L'Assemblée nationale a enfin précisé, à l'initiative de sa commission des lois et avec l'avis favorable du Gouvernement, que la révocation fondée sur l'état de besoin du renonçant ne se ferait qu'à concurrence de la couverture des besoins du renonçant. Les effets de la renonciation ne disparaîtront donc pas totalement.

Art. 930-5 du code civil : Opposabilité de la renonciation aux représentants du renonçant

Cet article prévoit que la renonciation est opposable aux représentants du renonçant.

En cas de prédécès du renonçant, les héritiers qui le représentent dans la succession à laquelle il a renoncé sont tenus de respecter le pacte de renonciation .

Cette règle distingue nettement la RAAR de la renonciation effectuée à l'ouverture de la succession, laquelle ne prive pas les descendants du renonçant de leur part successorale, reçue en remplacement du renonçant.

Cette différence s'explique avant tout par la recherche de sécurité juridique.

Votre commission vous propose d' adopter l'article 14 ainsi modifié .

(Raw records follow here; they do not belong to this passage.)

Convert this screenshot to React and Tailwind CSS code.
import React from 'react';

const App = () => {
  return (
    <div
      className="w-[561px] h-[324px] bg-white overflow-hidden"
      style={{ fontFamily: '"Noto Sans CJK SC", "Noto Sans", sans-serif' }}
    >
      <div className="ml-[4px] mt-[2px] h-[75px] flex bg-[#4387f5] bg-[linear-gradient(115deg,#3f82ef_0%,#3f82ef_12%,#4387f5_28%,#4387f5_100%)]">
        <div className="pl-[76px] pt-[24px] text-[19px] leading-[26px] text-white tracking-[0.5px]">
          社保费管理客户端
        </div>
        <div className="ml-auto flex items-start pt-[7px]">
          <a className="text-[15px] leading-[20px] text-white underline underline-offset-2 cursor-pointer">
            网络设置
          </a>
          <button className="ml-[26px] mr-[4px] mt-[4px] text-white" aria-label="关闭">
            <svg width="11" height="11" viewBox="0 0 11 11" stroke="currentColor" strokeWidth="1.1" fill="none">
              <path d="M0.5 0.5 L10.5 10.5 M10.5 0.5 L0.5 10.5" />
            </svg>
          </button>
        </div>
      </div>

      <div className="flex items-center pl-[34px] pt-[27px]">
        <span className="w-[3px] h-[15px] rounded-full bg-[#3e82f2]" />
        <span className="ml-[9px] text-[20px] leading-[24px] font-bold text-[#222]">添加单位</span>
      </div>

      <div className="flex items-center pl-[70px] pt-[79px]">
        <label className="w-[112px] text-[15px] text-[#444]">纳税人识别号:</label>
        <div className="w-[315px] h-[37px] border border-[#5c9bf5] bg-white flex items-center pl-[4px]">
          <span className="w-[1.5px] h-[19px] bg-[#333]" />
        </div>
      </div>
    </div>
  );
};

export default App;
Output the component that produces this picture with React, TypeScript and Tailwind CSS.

Article 15 (art. 952, 960 à 966 du code civil)
Absence d'automaticité de la révocation des donations entre vifs pour cause de survenance d'enfants

Cet article a pour objet de modifier diverses dispositions du chapitre IV (« Des donations entre vifs ») du titre II du livre III du code civil, afin d'actualiser les règles applicables au droit de retour conventionnel des biens ayant fait l'objet d'une donation et, surtout, de mettre fin à l'automaticité de la révocation des donations pour survenance d'enfant.

1. L'actualisation des règles applicables au droit de retour conventionnel des biens donnés ou légués

L'article 951 ouvre à l'auteur d'une donation entre vifs la faculté de stipuler, dans la donation ou dans un acte séparé, le droit de retour des biens donnés , à son seul profit, soit pour le cas du prédécès du donataire seul, soit pour le cas du prédécès du donataire et de ses descendants. Il s'agit d'une cause résolutoire purement casuelle qui ne porte donc pas atteinte à l'irrévocabilité de la libéralité.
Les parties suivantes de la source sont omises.